5.1.2. Standardized Task Protocol

Load Lifting Task: Participants lifted and placed a 6 kg backpack from floor level to shoulder height, held for 2 s, and returned to resting position. This task simulates occupational manual material handling, the documented primary cause of upper limb MSDs [18].

5.1.3. Data Collection and Measurement

The system continuously recorded (30 FPS) 3D landmark coordinates for 33 anatomical points, calculated joint angles (trunk, arm, forearm, neck, wrist), RULA component scores (Group A and Group B), final RULA risk scores, and alert activation events with millisecond timestamps. Post hoc analysis extracted maximum RULA score, duration in critical zone ($RULA\ge 5$), anatomical segments contributing to risk, and temporal correlation between risk elevation and alert activation.

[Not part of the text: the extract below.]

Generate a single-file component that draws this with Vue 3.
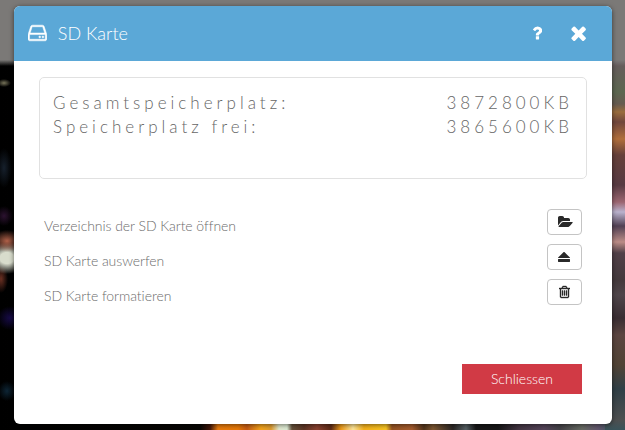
<script setup>
const storage = [
  { label: 'Gesamtspeicherplatz:', value: '3872800KB' },
  { label: 'Speicherplatz frei:', value: '3865600KB' },
]
const icons = {
  open: { w: 1920, d: 'M1879 952q0 31-31 66l-336 396q-43 51-120.500 86.500t-143.500 35.500h-1088q-34 0-60.500-13t-26.500-43q0-31 31-66l336-396q43-51 120.500-86.500t143.500-35.500h1088q34 0 60.500 13t26.500 43zm-343-344v160h-832q-94 0-197 47.500t-164 119.500l-337 396-5 6q0-4-.5-12.500t-.5-12.500v-960q0-92 66-158t158-66h320q92 0 158 66t66 158v32h544q92 0 158 66t66 158z' },
  eject: { w: 1540, d: 'M14 971l710-710q19-19 45-19t45 19l710 710q19 19 13 32t-32 13h-1472q-26 0-32-13t13-32zM1473 1536h-1408q-26 0-45-19t-19-45v-256q0-26 19-45t45-19h1408q26 0 45 19t19 45v256q0 26-19 45t-45 19z' },
  trash: { w: 1408, d: 'M512 736v576q0 14-9 23t-23 9h-64q-14 0-23-9t-9-23v-576q0-14 9-23t23-9h64q14 0 23 9t9 23zm256 0v576q0 14-9 23t-23 9h-64q-14 0-23-9t-9-23v-576q0-14 9-23t23-9h64q14 0 23 9t9 23zm256 0v576q0 14-9 23t-23 9h-64q-14 0-23-9t-9-23v-576q0-14 9-23t23-9h64q14 0 23 9t9 23zm128 724v-948h-896v948q0 22 7 40.500t14.500 27 10.500 8.500h832q3 0 10.500-8.500t14.500-27 7-40.500zm-672-1076h448l-48-117q-7-9-17-11h-317q-10 2-17 11zm928 32v64q0 14-9 23t-23 9h-96v948q0 83-47 143.500t-113 60.500h-832q-66 0-113-58.500t-47-141.500v-952h-96q-14 0-23-9t-9-23v-64q0-14 9-23t23-9h309l70-167q15-37 54-63t79-26h320q40 0 79 26t54 63l70 167h309q14 0 23 9t9 23z' },
}
const actions = [
  { label: 'Verzeichnis der SD Karte öffnen', name: 'open', icon: icons.open },
  { label: 'SD Karte auswerfen', name: 'eject', icon: icons.eject },
  { label: 'SD Karte formatieren', name: 'trash', icon: icons.trash },
]
</script>

<template>
  <div class="page">
    <section class="dialog">
      <header class="head">
        <svg class="disk" viewBox="0 0 1536 1792"><path d="M1040 1216q0 33-23.500 56.500t-56.500 23.500-56.500-23.500-23.500-56.500 23.500-56.500 56.500-23.500 56.500 23.500 23.500 56.500zm256 0q0 33-23.500 56.500t-56.500 23.500-56.500-23.500-23.500-56.500 23.500-56.500 56.500-23.500 56.500 23.500 23.500 56.500zm112 160v-320q0-13-9.500-22.500t-22.500-9.500h-1216q-13 0-22.500 9.500t-9.500 22.500v320q0 13 9.500 22.500t22.500 9.500h1216q13 0 22.500-9.500t9.500-22.500zm-1230-480h1180l-157-482q-4-13-16-21.500t-26-8.500h-782q-14 0-26 8.500t-16 21.500zm1358 160v320q0 66-47 113t-113 47h-1216q-66 0-113-47t-47-113v-320q0-25 16-75l197-606q17-53 63-86t101-33h782q55 0 101 33t63 86l197 606q16 50 16 75z" /></svg>
        <h1>SD Karte</h1>
        <svg class="help" viewBox="0 0 1024 1792"><path d="M704 1256v240q0 16-12 28t-28 12h-240q-16 0-28-12t-12-28v-240q0-16 12-28t28-12h240q16 0 28 12t12 28zm316-600q0 54-15.500 101t-35 76.500-55 59.500-57.500 43.500-61 35.500q-41 23-68.500 65t-27.500 67q0 17-12 32.500t-28 15.500h-240q-15 0-25.500-18.500t-10.500-37.500v-45q0-83 65-156.500t143-108.500q59-27 84-56t25-76q0-42-46.500-74t-107.500-32q-65 0-108 29-35 25-107 115-13 16-31 16-12 0-25-8l-164-125q-13-10-15.500-25t5.500-28q160-266 464-266 80 0 161 31t146 83 106 127.500 41 158.500z" /></svg>
        <svg class="close" viewBox="0 0 1408 1792"><path d="M1298 1322q0 40-28 68l-136 136q-28 28-68 28t-68-28l-294-294-294 294q-28 28-68 28t-68-28l-136-136q-28-28-28-68t28-68l294-294-294-294q-28-28-28-68t28-68l136-136q28-28 68-28t68 28l294 294 294-294q28-28 68-28t68 28l136 136q28 28 28 68t-28 68l-294 294 294 294q28 28 28 68z" /></svg>
      </header>

      <dl class="storage">
        <div v-for="s in storage" :key="s.label" class="stat">
          <dt>{{ s.label }}</dt>
          <dd>{{ s.value }}</dd>
        </div>
      </dl>

      <ul class="actions">
        <li v-for="a in actions" :key="a.label">
          <span>{{ a.label }}</span>
          <button type="button" :class="a.name" :aria-label="a.label">
            <svg :viewBox="`0 0 ${a.icon.w} 1792`"><path :d="a.icon.d" /></svg>
          </button>
        </li>
      </ul>

      <footer class="foot">
        <button type="button" class="dismiss">Schliessen</button>
      </footer>
    </section>
  </div>
</template>

<style>
body {
  margin: 0;
}
</style>

<style scoped>
.page {
  box-sizing: border-box;
  width: 625px;
  height: 430px;
  padding: 6px 13px 6px 14px;
  overflow: hidden;
  font-family: Lato, "Liberation Sans", sans-serif;
  background:
    linear-gradient(#7b7977 0, #7b7977 60px, transparent 66px),
    radial-gradient(ellipse 7px 4px at 4px 83px, #77745a, transparent),
    radial-gradient(ellipse 8px 20px at 4px 168px, #16202c, transparent),
    radial-gradient(ellipse 9px 10px at 4px 216px, #2c1230, transparent),
    radial-gradient(ellipse 16px 11px at 7px 241px, #b06149, transparent),
    radial-gradient(ellipse 20px 16px at 7px 258px, #d8dccc 35%, transparent),
    radial-gradient(ellipse 7px 14px at 1px 279px, #6b3022, transparent),
    radial-gradient(ellipse 13px 12px at 10px 318px, #170b48, transparent),
    radial-gradient(ellipse 9px 10px at 7px 391px, #0d2535, transparent),
    linear-gradient(#685b5e 60px, #5c6750 92px, #665b50 104px, #996c3c 112px, #70463c 122px, #b06e3b 139px, #65403a 155px, #573a42 185px, #9b6570 202px, #b9b2cd 212px, #514053 226px, #bb8c86 242px, #514048 253px, #44393c 280px, #4f454a 295px, #392d32 318px, #5b4540 335px, #514335 365px, #304047 389px, #4d4f50 420px, #39535a 430px) right / 20px 100% no-repeat,
    linear-gradient(90deg, #000 0, #080604 200px, #421609 210px, #e87a0c 218px, #e77907 238px, #c65b13 247px, #f5a51b 261px, #df9c2f 271px, #e2ead0 279px, #ddecd5 287px, #64503a 292px, #5d3524 304px, #8b4231 317px, #5d2a16 331px, #ee9b19 341px, #ffe79b 353px, #f5b11b 364px, #f8c523 386px, #965423 392px, #a65c2e 412px, #51341b 424px, #7d5731 433px, #2b2725 453px, #566064 466px, #171717 476px, #171617 498px, #443643 519px, #554459 544px, #444247 560px, #676b63 582px, #62566d 598px, #36585e 615px, #39535a 625px);
}
.dialog {
  display: flex;
  flex-direction: column;
  height: 418px;
  background: #fff;
  border-radius: 6px;
  box-shadow: 0 1px 5px rgba(0, 0, 0, 0.55);
  overflow: hidden;
}
.head {
  box-sizing: border-box;
  display: flex;
  align-items: center;
  height: 55px;
  padding: 0 25px 0 14px;
  background: #5ba8d7;
  color: #fff;
}
svg {
  display: block;
  fill: currentColor;
}
.disk {
  height: 22px;
  stroke: currentColor;
  stroke-width: 40;
  margin-top: -1px;
}
h1 {
  flex: 1;
  margin: -2px 0 0 11px;
  font-size: 18px;
  font-weight: 300;
  line-height: 24px;
}
.help {
  height: 18px;
  margin-top: -1px;
  margin-right: 28px;
}
.close {
  height: 22px;
  margin-top: -1px;
  margin-right: -0.5px;
}
.storage {
  box-sizing: border-box;
  height: 102px;
  margin: 16px 25px 0;
  padding: 13px 13px 0;
  border: 1px solid #e1e1e1;
  border-radius: 5px;
}
.stat {
  display: flex;
  justify-content: space-between;
  font-size: 17px;
  font-weight: 300;
  line-height: 24px;
  letter-spacing: 4px;
  color: #666;
}
dd {
  margin: 0;
}
.actions {
  display: grid;
  gap: 9px;
  margin: 30px 30px 0;
  padding: 0;
  list-style: none;
  font-size: 14px;
  font-weight: 300;
  letter-spacing: -0.05px;
  color: #6c6c6c;
}
.actions li {
  display: flex;
  justify-content: space-between;
  height: 26px;
}
.actions span {
  padding-top: 8px;
  line-height: 18px;
}
.actions button {
  box-sizing: border-box;
  display: flex;
  align-items: center;
  justify-content: center;
  width: 35px;
  height: 26px;
  padding: 0;
  border: 1px solid #c4c4c4;
  border-radius: 4px;
  background: #fff;
  color: #292929;
}
.actions svg {
  height: 14px;
}
.actions .open {
  padding-left: 2px;
}
.trash svg {
  stroke: currentColor;
  stroke-width: 50;
}
.foot {
  display: flex;
  justify-content: flex-end;
  margin: auto 30px 30px;
}
.dismiss {
  width: 120px;
  height: 30px;
  padding: 0;
  border: 0;
  background: #d13a45;
  color: #fff;
  font: 300 14px/30px Lato, "Liberation Sans", sans-serif;
}
</style>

5.1.4. Statistical Analysis

Statistical analysis was performed to validate the system’s sensitivity to postural changes. McNemar’s test was selected because the experimental design involved paired nominal data (binary risk classification: ‘Risk’ vs. ‘No Risk’) measured on the same subjects under two conditions (static vs. dynamic). Unlike tests for independent groups, McNemar’s test specifically assesses the significance of discordant pairs—participants whose risk status changed between conditions.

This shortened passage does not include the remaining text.